'The reminiscence bump is the tendency for older adults to have increased recollection for events that occurred during their adolescence and early adulthood. Individuals can generally recall a disproportionate number of autobiographical memories from this period.
The reminiscence bump occurs between the ages of 10 and 30 years old where memory storage increases during times of change in self and in life goals.'
Taken from the great and glorious, occasionally dubious (hopefully not in this instance) Wiki P.

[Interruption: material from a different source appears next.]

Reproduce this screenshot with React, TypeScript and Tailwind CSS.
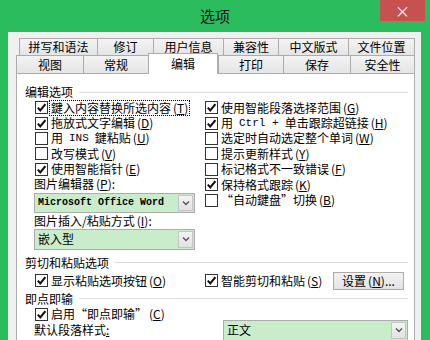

I seemed to experience the downward slope of this bump in my early twenties. I can remember sitting in a university kitchen, during the cold, clear light of the early hours of an English morning, birds calling through the crisp grey, discussing earnestly (and, admittedly, drunkenly) that I didn't feel things as keenly these days. That my emotions were muted, that my memories of more recent times were blurry, that my heart no longer felt as though it would split my ribs apart when the music played. I bemoaned my progress over the reminiscence bump and wailed that everything from this point forward would be lost in a fog of ageing and meaninglessness. And yes, yes . . . I was (am) fairly insufferable.
My voice caught a little as I quoted Antoine de Saint-Exupery. In a replica of the wobbly voice I used to listen to on a stretched cassette tape of the 1980s.
'So I fumble along as best I can, now good, now bad, and I hope generally fair-to-middling.
In certain more important details I shall make mistakes, also. But that is something that will not be my fault. . . . . Perhaps I am a little like the grown-ups. I have had to grow old.'
Because I thought I was a grown up.
Bwah ha ha ha.
Oh dear.
Poor, drunken, stupid, young me.
***
I've been thinking a great deal about Merry's recent post
here. The legacy.
I think that the door that links my life in the here and now of 2012 to my life in August to December 2008 is permanently ajar. It is never entirely shut. But it is never fully open either. I peer around. I take a quick look and then I run away. But I keep going back. To take another peep. Just in case something pops back in, another memory of her perhaps?
The recollections of my own, brief and brutal reminiscence bump are full of holes where some sort of peculiar shut down occurred, things that I probably don't actually want to remember have been replaced by an absolute blank. And those months have been revisited so very often that I know I have decorated them, that I undoubtedly hidden bits from myself, that I have embellished and embroidered and lied and deceived. Unintentionally. The delusions of the defeated.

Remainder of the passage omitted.